東宝系の映画宣伝会社として活動してきた東宝アド株式会社が、2016年10月1日から社名をTOHOマーケティング株式会社に変更した。
合せて、東宝配給映画の宣伝における役割も拡大している。従来の関西営業所、中部営業所に加えて、2016年3月に北海道営業所を設立したが、10月には新たに福岡市天神地区に九州営業所を設けた。国内5大都市をカバーすることで、ローカルでの宣伝業務も行う。
TOHOマーケティングは1963年に株式会社東宝アートビューローとして創立され、1995年に東宝アドに社名変更をした。東宝が手がける映画や演劇の宣伝を東宝宣伝部と連携して担ってきた。また東宝グループ以外からの業務も受託している。
今回は東宝も含めた配給・宣伝体制の再編の一環ともなっている。TOHOマーケティングの宣伝における役割もより大きくなりそうだ。
同時に映画・演劇における宣伝の役割の変化も見据えている。TOHOマーケティングは自社を「エンターテインメントに特化した問題解決型企業」と位置付けている。
チラシやポスターデザイン、予告編、PV制作、さらに劇場イベントの運営から、テレビ、新聞、ウェブでの広告企画・制作、展開まで、映画宣伝に関わる業務をフルラインで揃える。マーケティングとの言葉には、宣伝=アドだけでないとの意味も込められているに違いない。
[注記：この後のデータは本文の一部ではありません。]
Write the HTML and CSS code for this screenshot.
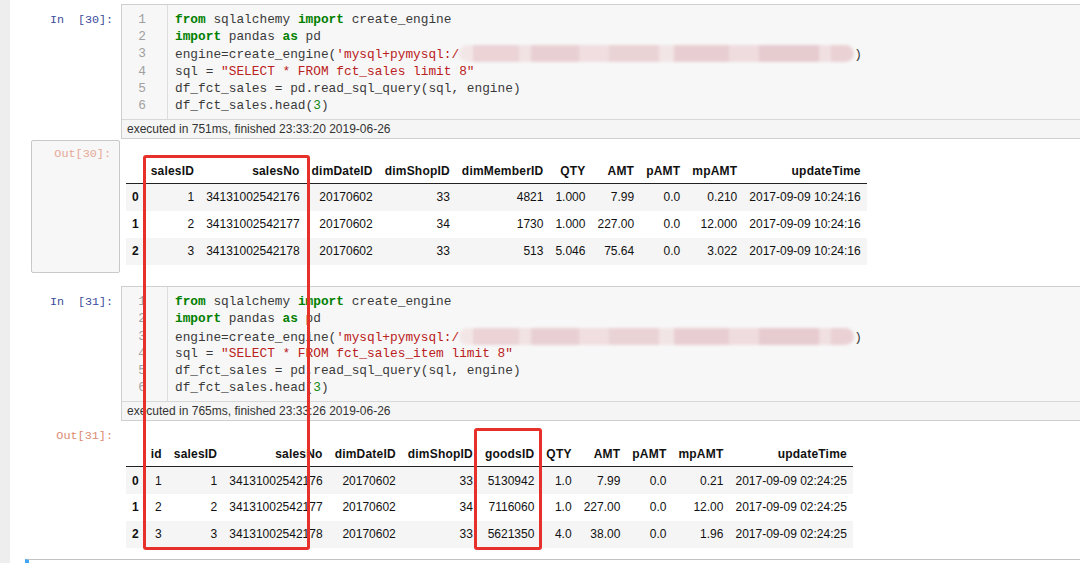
FILE: index.html
```html
<!DOCTYPE html>
<html>
<head>
<meta charset="utf-8">
<link rel="stylesheet" href="styles.css">
</head>
<body>
<div class="page">
  <div class="cell in-cell first">
    <div class="prompt in-prompt">In&nbsp;&nbsp;[30]:</div>
    <div class="input-box">
      <div class="code">
        <div class="gutter"><div>1</div><div>2</div><div>3</div><div>4</div><div>5</div><div>6</div></div>
        <div class="lines">
          <div class="ln"><span class="kw">from</span> sqlalchemy <span class="kw">import</span> create_engine</div>
          <div class="ln"><span class="kw">import</span> pandas <span class="kw">as</span> pd</div>
          <div class="ln">engine=create_engine(<span class="str">'mysql+pymysql:/</span><span class="blur"></span>)</div>
          <div class="ln">sql = <span class="str">"SELECT * FROM fct_sales limit 8"</span></div>
          <div class="ln">df_fct_sales = pd.read_sql_query(sql, engine)</div>
          <div class="ln">df_fct_sales.head(<span class="num">3</span>)</div>
        </div>
      </div>
      <div class="exec">executed in 751ms, finished 23:33:20 2019-06-26</div>
    </div>
  </div>

  <div class="cell out-cell out1">
    <div class="prompt-col"><div class="out-prompt boxed">Out[30]:</div></div>
    <div class="output">
      <table class="df">
        <thead>
          <tr><th></th><th>salesID</th><th>salesNo</th><th>dimDateID</th><th>dimShopID</th><th>dimMemberID</th><th>QTY</th><th>AMT</th><th>pAMT</th><th>mpAMT</th><th>updateTime</th></tr>
        </thead>
        <tbody>
          <tr><th>0</th><td>1</td><td>34131002542176</td><td>20170602</td><td>33</td><td>4821</td><td>1.000</td><td>7.99</td><td>0.0</td><td>0.210</td><td>2017-09-09 10:24:16</td></tr>
          <tr><th>1</th><td>2</td><td>34131002542177</td><td>20170602</td><td>34</td><td>1730</td><td>1.000</td><td>227.00</td><td>0.0</td><td>12.000</td><td>2017-09-09 10:24:16</td></tr>
          <tr><th>2</th><td>3</td><td>34131002542178</td><td>20170602</td><td>33</td><td>513</td><td>5.046</td><td>75.64</td><td>0.0</td><td>3.022</td><td>2017-09-09 10:24:16</td></tr>
        </tbody>
      </table>
    </div>
  </div>

  <div class="cell in-cell second">
    <div class="prompt in-prompt">In&nbsp;&nbsp;[31]:</div>
    <div class="input-box">
      <div class="code">
        <div class="gutter"><div>1</div><div>2</div><div>3</div><div>4</div><div>5</div><div>6</div></div>
        <div class="lines">
          <div class="ln"><span class="kw">from</span> sqlalchemy <span class="kw">import</span> create_engine</div>
          <div class="ln"><span class="kw">import</span> pandas <span class="kw">as</span> pd</div>
          <div class="ln">engine=create_engine(<span class="str">'mysql+pymysql:/</span><span class="blur"></span>)</div>
          <div class="ln">sql = <span class="str">"SELECT * FROM fct_sales_item limit 8"</span></div>
          <div class="ln">df_fct_sales = pd.read_sql_query(sql, engine)</div>
          <div class="ln">df_fct_sales.head(<span class="num">3</span>)</div>
        </div>
      </div>
      <div class="exec">executed in 765ms, finished 23:33:26 2019-06-26</div>
    </div>
  </div>

  <div class="cell out-cell out2">
    <div class="prompt-col"><div class="out-prompt">Out[31]:</div></div>
    <div class="output">
      <table class="df">
        <thead>
          <tr><th></th><th>id</th><th>salesID</th><th>salesNo</th><th>dimDateID</th><th>dimShopID</th><th>goodsID</th><th>QTY</th><th>AMT</th><th>pAMT</th><th>mpAMT</th><th>updateTime</th></tr>
        </thead>
        <tbody>
          <tr><th>0</th><td>1</td><td>1</td><td>34131002542176</td><td>20170602</td><td>33</td><td>5130942</td><td>1.0</td><td>7.99</td><td>0.0</td><td>0.21</td><td>2017-09-09 02:24:25</td></tr>
          <tr><th>1</th><td>2</td><td>2</td><td>34131002542177</td><td>20170602</td><td>34</td><td>7116060</td><td>1.0</td><td>227.00</td><td>0.0</td><td>12.00</td><td>2017-09-09 02:24:25</td></tr>
          <tr><th>2</th><td>3</td><td>3</td><td>34131002542178</td><td>20170602</td><td>33</td><td>5621350</td><td>4.0</td><td>38.00</td><td>0.0</td><td>1.96</td><td>2017-09-09 02:24:25</td></tr>
        </tbody>
      </table>
    </div>
  </div>

  <div class="cell next-cell"></div>
</div>
<div class="mark mark-a"></div>
<div class="mark mark-b"></div>
</body>
</html>
```

FILE: styles.css
```css
html, body {
  margin: 0;
  padding: 0;
  overflow: hidden;
}
body {
  background: #eeeeee;
  font-family: "Liberation Sans", Arial, sans-serif;
  width: 1080px;
  height: 563px;
}
.page {
  margin-left: 10px;
  width: 1070px;
  height: 563px;
  background: #ffffff;
  overflow: hidden;
}
.cell {
  display: flex;
}
.first {
  padding-top: 4px;
}
.second {
  margin-top: 13px;
}
.prompt {
  width: 111px;
  flex: none;
  box-sizing: border-box;
  text-align: right;
  padding-right: 8px;
  font-family: "Liberation Mono", "DejaVu Sans Mono", monospace;
  font-size: 11.7px;
  line-height: 17px;
}
.in-prompt {
  color: #3a4a9a;
  padding-top: 8px;
}
.input-box {
  flex: 1;
  margin-right: -20px;
  border: 1px solid #cfcfcf;
  background: #f7f7f7;
}
.code {
  display: flex;
  border-bottom: 1px solid #d8d8d8;
}
.gutter {
  width: 46px;
  box-sizing: border-box;
  border-right: 1px solid #dddddd;
  padding: 6px 21px 5px 0;
  text-align: right;
  color: #a0a0a0;
  font-family: "Liberation Mono", "DejaVu Sans Mono", monospace;
  font-size: 12.8px;
  line-height: 17.2px;
}
.lines {
  padding: 6px 0 5px 7px;
  font-family: "Liberation Mono", "DejaVu Sans Mono", monospace;
  font-size: 12.8px;
  line-height: 17.2px;
  color: #3a3a3a;
}
.ln {
  white-space: pre;
  height: 17.2px;
}
.kw {
  color: #008000;
  font-weight: bold;
}
.str {
  color: #ba2121;
}
.num {
  color: #118811;
}
.blur {
  display: inline-block;
  width: 395px;
  height: 17px;
  vertical-align: -4px;
  border-radius: 9px;
  background:
    linear-gradient(90deg,
      #f3e4e5 0, #f3e4e5 14px,
      #e9cdd1 14px, #e9cdd1 60px,
      #f1dfe0 60px, #f1dfe0 72px,
      #e6c9cd 72px, #e6c9cd 120px,
      #efdadc 120px, #efdadc 150px,
      #e8cdd0 150px, #e8cdd0 200px,
      #f2e2e3 200px, #f2e2e3 215px,
      #e6c8cc 215px, #e6c8cc 270px,
      #eed8da 270px, #eed8da 300px,
      #e4c4c9 300px, #e4c4c9 360px,
      #efdcde 360px, #efdcde 372px,
      #e8cbcf 372px, #e8cbcf 395px);
  filter: blur(1.5px);
  opacity: 0.85;
}
.exec {
  font-size: 12px;
  color: #333333;
  height: 18px;
  line-height: 19px;
  padding-left: 5px;
  background: #f5f5f5;
}
.prompt-col {
  width: 111px;
  flex: none;
  display: flex;
  flex-direction: column;
}
.out-prompt {
  font-family: "Liberation Mono", "DejaVu Sans Mono", monospace;
  font-size: 11.8px;
  line-height: 17px;
  text-align: right;
  color: #dc8a72;
  padding-right: 8px;
}
.out1 .out-prompt.boxed {
  margin-top: 1px;
  margin-left: 21px;
  width: 89px;
  height: 133px;
  box-sizing: border-box;
  border: 1px solid #c9c9c9;
  border-radius: 2px;
  background: #f7f7f7;
  padding-top: 5px;
  color: #e6a896;
}
.out2 .out-prompt {
  padding-top: 7px;
  padding-right: 8px;
}
.output {
  padding-left: 5px;
}
.out1 .output {
  padding-top: 19px;
}
.out2 .output {
  padding-top: 20px;
}
.df {
  border-collapse: collapse;
  border: none;
  font-size: 12px;
  color: #111111;
}
.df th, .df td {
  padding: 0 6px;
  text-align: right;
  vertical-align: middle;
  white-space: nowrap;
}
.df thead th {
  height: 25px;
  border-bottom: 1px solid #222222;
  font-weight: bold;
  letter-spacing: 0.2px;
}
.df tbody tr {
  height: 27px;
}
.df tbody th {
  font-weight: bold;
}
.df tbody tr:nth-child(odd) {
  background: #f5f5f5;
}
.next-cell {
  margin-top: 11px;
  margin-left: 15px;
  height: 10px;
  border-top: 1px solid #c2c2c2;
  border-left: 4px solid #42a5f5;
}
.mark {
  position: absolute;
  border: 3px solid #e8302a;
  border-radius: 3px;
  box-sizing: border-box;
}
.mark-a {
  left: 143px;
  top: 155px;
  width: 167px;
  height: 395px;
}
.mark-b {
  left: 474px;
  top: 428px;
  width: 68px;
  height: 122px;
}
```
映画宣伝は従来のテレビ、新聞、雑誌などから、近年はウェブメディア、さらにソーシャルメディアと急激に多様化している。国内の映画会社の多くでは、これらを得意分野に応じて外部の宣伝会社に委託することが多い。自社グループでそのほとんどを行う東宝は異色の存在だが、今後もそうした方針をさらに深めることになる。